E Matera è lo specchio del resto d’Italia?

«Sì. Non ci rendiamo conto che c’è tanta gente in queste condizioni. Penso alle persone del progetto Copes, ma non solo. Ce ne sono tante altre che non lasciano emergere la loro condizione disagiata, o coloro che sono in ammortizzatori sociali, il cui sussidio è fortemente a rischio. Nel Materano non assistiamo ad alcun avvio di opportunità di lavoro. Stiamo gestendo la crisi, ma non creiamo occasioni di lavoro. In questo modo raccontiamo la crisi, ma non la affrontiamo».

E nel frattempo gli ammortizzatori sociali stanno per scadere

«Scontiamo ciò che accade a livello nazionale. Non c’è una riforma che faccia in modo che chi perde lavoro non riceva solo sostegno,  ma anche spiragli occupazionali. Servono politiche attive del lavoro. In caso contrario, i disoccupati vengono abbandonati a se’ stessi. Si tratta di persone che hanno 45-50 anni e per i quali la ricollocazione è necessaria.  Nella nostra provincia quelle poche somme a disposizione devono servire a progetti che siano ritorni lavorativi. L’accordo di programma è uno strumento che deve essere utilizzato realmente per la reindustrializzazione. Per la forestazione, ad esempio, bisogna fare  sul serio. Dobbiamo trasformarla in innovazione e quindi lavoro».

E l’agricoltura? E’ ancora un’opportunità?

«Ne sono convinta, così come per il turismo. Dobbiamo sfruttare potenzialità nostre, da  valorizzare secondo quello che il nostro territorio può dare. Parliamo  della popolazione che invecchia, dei centri interni che soffrono. Perchè non puntare sull’assistenza domiciliare, destinando fondi di welfare vero? Da Pittella non ci si attende rivoluzioni, poche azioni ma finalizzate a dare risposte».

La Valbasento è un tema che deve ancora essere affrontato in modo adeguato

«E’ un tema annoso. Non rinuncio al fatto che ci possano essere ancora insediamenti, ma bisogna creare condizioni per rendere quell’area attrattiva, a cominciare dalla bonifica. Oggi, però, a differenza del passato quando parliamo di reindustrializzazione dobbiamo pensare che il diritto al lavoro deve essere unito al diritto alla salute e al rispetto dell’ambiente. E’ questo lo sviluppo industriale che invochiamo».

Quanti posti di lavoro si rischiano di perdere nel 2014 a Matera?

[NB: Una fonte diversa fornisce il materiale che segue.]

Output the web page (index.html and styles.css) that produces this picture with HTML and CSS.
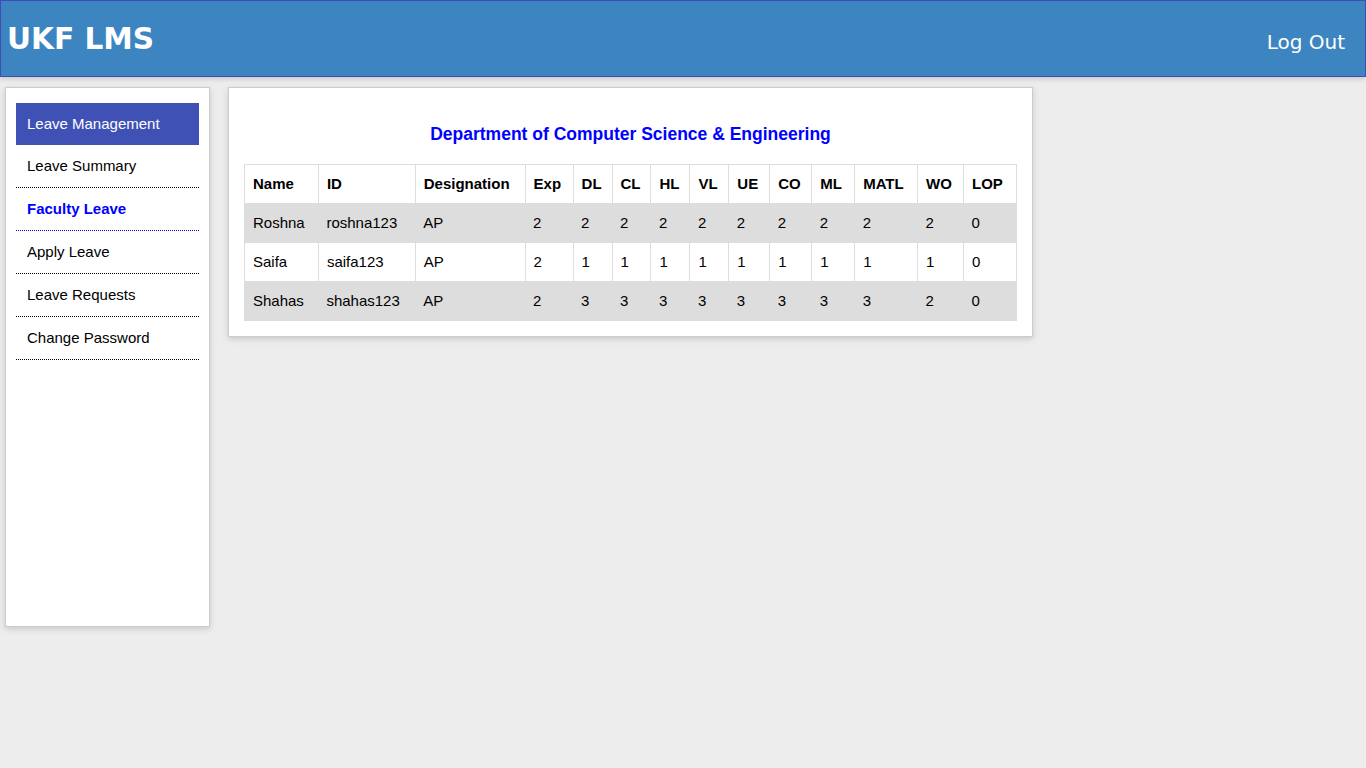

«Non voglio essere la Cassandra di turno. Voglio essere propositiva: piuttosto che pensare ai posti persi, voglio pensare a quelli da vincere. Seppure numericamente non elevato, penso ad un ritorno di almeno 200 persone che cominciano a lavorare. E’ una cifra piccola, ma vorrei poter pensare  ad almeno 1000 persone».

Il 2015, potrebbe essere l’anno giusto?

«Se dovessimo leggere i dati di oggi, emergerebbero i problemi. Dobbiamo pensare, però, ad un futuro migliore e quindi spero che che si mettano in campo le azioni che ristabiliscano l’equità sociale, che parlino di lavoro concreto e non precario per creare occupazione sana, valorizzando strumenti come l’apprendistato e i contratti di formazione, eliminando la jungla di rapporti di lavoro che hanno reso selvaggio il mercato».